The metals market tends to sniff that out early, because gold and silver don’t need a rosy growth story to work. They just need people to question the measuring stick.

Inflation is drifting the wrong way at exactly the wrong time

The latest inflation data that’s finally trickling out (after the shutdown delays) doesn’t scream “spiral,” but it does confirm something the public already feels: inflation is not neatly returning to 2% on schedule.

And here’s the awkward overlay: QT is over and balance-sheet purchases are back on the menu—even if the Fed insists it’s “technical” and “not QE.” Whatever the label, the practical effect is simple: the balance sheet is no longer shrinking the way it was, and liquidity conditions feel less restrictive than they did when the Fed was actively draining.

That’s why the metals move makes sense even if rate cuts are getting pushed further out. Markets can live without rate cuts for a while. What they can’t ignore is the perception that the system is quietly sliding back toward easier liquidity while inflation refuses to behave.

The “post-Powell Fed” narrative is gasoline—whether it’s true or not

A big part of the speculative psychology right now is the idea that once Powell is gone, the next chair (or the political pressure around the next chair) will bring more aggressive cuts—even if inflation is sticky.

That belief doesn’t have to be correct to move markets. It only has to become widely held.

And if you combine:

  • expectations of easier policy later,
  • inflation that won’t fully cool,
  • and a dollar that can’t catch a bid,

…you get exactly the kind of environment where gold and silver don’t just rise—they gap higher.

Should rate hikes be considered?

In a textbook world, yes: if inflation is re-accelerating and the currency is weakening, tighter policy is the clean remedy.

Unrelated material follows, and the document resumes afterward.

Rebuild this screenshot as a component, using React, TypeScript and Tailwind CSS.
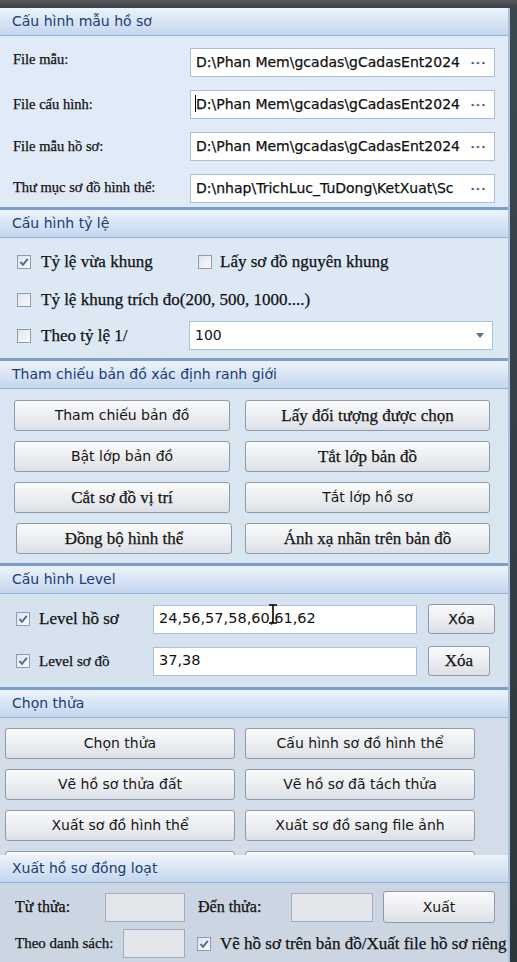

In the real world, it’s hard to imagine. With debt loads where they are, meaningful hikes would quickly collide with:

  • federal interest expense,
  • financial stability risk,
  • and political reality.

That’s why markets keep coming back to the same uncomfortable conclusion: the likely path is not “Volcker 2.0.” It’s some form of tolerated inflation, periodic liquidity support, and a hope that growth and productivity bail everyone out.

Metals traders aren’t waiting around to see if that hope works.

So what now—blow-off top or regime shift?

It can be either, and the tape will tell us.

This is what a blow-off would look like:

  • silver tags $100, goes vertical, then snaps back violently (classic milestone selling),
  • gold fails to hold near $5,000,
  • the dollar stabilizes, and yields stop creeping higher.

This is what a regime shift would look like:

  • gold and silver clear the levels and hold them despite scary headlines fading,
  • the dollar keeps sagging even on “good news” days,
  • long yields refuse to fall much even when growth scares hit.

Either way, it’s a wild way to start the year: stocks still trying to levitate, while metals are acting like the floorboards are creaking.

Bottom line: When gold is pressing $5,000 and silver is stalking $100, the story isn’t “miners had a good week.” The story is that confidence—quietly, steadily—may be starting to migrate.